1. Field of the Invention
This invention relates generally to a gate array device, and in particular to a gate array device with an independent memory array region.
2. Description of the Prior Art
In FIG. 1, there is illustrated in block diagram the master chip pattern of a typical prior-art gate array with a memory array region. This type of the gate array is described, for example, in Digest of Technical Papers presented in 1983 International Solid-State Circuits Conference pp. 146-147, and in an article entitled "A CMOS Gate Array with Easily Testable Three Port RAMs" released by IEEE in 1984 (ICCD 1984).

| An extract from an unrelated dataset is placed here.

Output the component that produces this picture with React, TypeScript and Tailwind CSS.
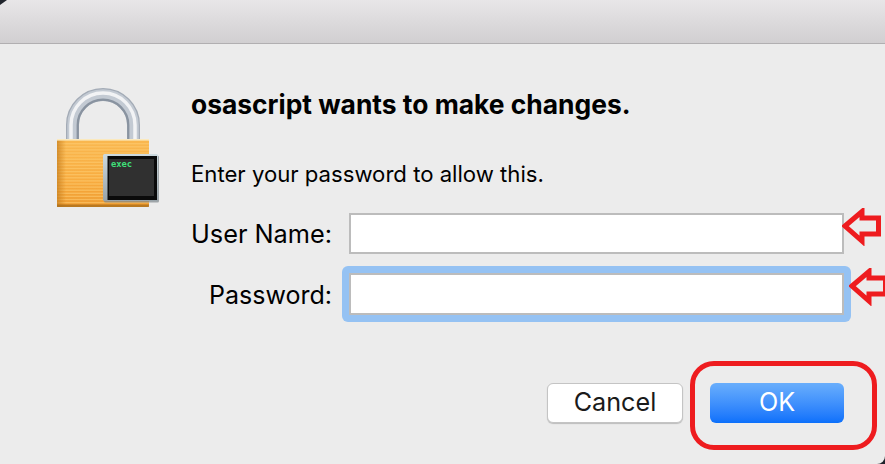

As shown in FIG. 1, the gate array includes I/O buffer regions 1 where a plurality of I/O buffers for input and output signals are provided. The gate array also includes a basic cell region 2 and a memory array region 3. In the basic cell region 2, a number of basic cells BC are arranged in a plurality of rows 21, while in the memory array region 3, a plurality of memory arrays 35-38 and the associated peripheral circuits 31-34 are provided.
The basic cell BC of FIG. 1 comprises a pair of P-channel MOSFET and a N-channel MOSFET and is disclosed in detail, for example, in U.S. Pat. No. 4,562,453 issued to Noguchi et al. in Dec. 31, 1985.
FIG. 2 shows in functional block diagram the arrangement of the memory arrays 35-38 and the associated peripheral circuits 31-34 in the memory array region 3. Provided in the memory array region 3 are a plurality of memory cells MC arranged in arrays 35-38 for the storage of data signals. Also provided in the memory array region 3 are address buffers 31a-34a to be supplied with address signals for designating the memory cells MC; row decoders 31b-34b for decoding the address signals; and sense amplifiers 31c-34c for amplifying the data signal which has been stored in the memory cell MC designated by the address signal. Memory cells in memory cell arrays 35-38 are connected to word lines WL0-WL63 and thirty two pairs of bit lines BL and BL. The row decoders 31b-34b operate to select any one of the word lines WL0-WL63 in response to a 6-bit address signal.
Because the memory region 3 is fabricated through a master process (where transistors for the gate arrays are formed), it is a common practice to design and manufacture the memory region with a maximum possible memory capacity. By way of example the memory region may be formed as a RAM having a word length of 64 words and a bit length of 32 bits in anticipation of a user's demand. In the arrangement of FIG. 2, the memory region 3 of the storage capacity of 64 word.times.32 bit are divided into four memory arrays 35-38, each having a storage capacity 64 word.times.8 bit for the convenience of practical application.
This configuration of the memory region 3 with four arrays 35-38 of the stated storage capacities makes it possible for the user to design and arrange the memory arrays into RAMs with the storage capacity of, for example, 64 word.times.32 bit, 64 word.times.24 bit, 64 word.times.16 bit or 64.times.8 bit.
However, it is impossible to incorporate these memory arrays into a RAM having a storage capacity greater than 65 word.times.32 bit, such as a 128 word.times.16 bit or 32 word.times.65 bit configuration. This is due to the fact that the address buffer 31a, row decoder 31b and sense amplifier 31c are designed to be the peripheral circuits for the memory array 35 having a maximum fixed storage capacity of 64 word.times.32 bit. In order to avoid this inconvenience, it is necessary to provide in advance peripheral circuits compatible with a memory array of a greater storage capacity. When this is done and a memory array of a smaller storage capacity is subsequently needed and implemented, some peripheral circuits are left unused as redundancies. In addition, if it is desired to use the memory array 38 as a RAM with a storage capacity of 65 word.times.8 bit, the remaining memory cells in the arrays 38 and associated peripheral circuits for accessing them are rendered superfluous.
A prior-art construction of interest to this invention is disclosed in the aforementioned U.S. Pat. No. 4,562,453 which teaches making up all of the circuits in the memory array including the gate array of basic cells. A similar disclosure is found in a paper of IEEE entitled "A CMOS Gate Array for Computer Applications" (ICCD 1983).
Another prior art construction of interest to this invention is disclosed in a paper entitled "A CMOS GATE ARRAY with RAMs" presented in 1984 International Solid-State Device Conference (SSD 84-59).
Still another prior art construction of interest to this invention is disclosed in a paper entitled "CMOS Dual Port RAM Masterslice" which was released by IEEE in 1982 (1982 CICC). The paper describes a gate array part of which is composed of RAMs.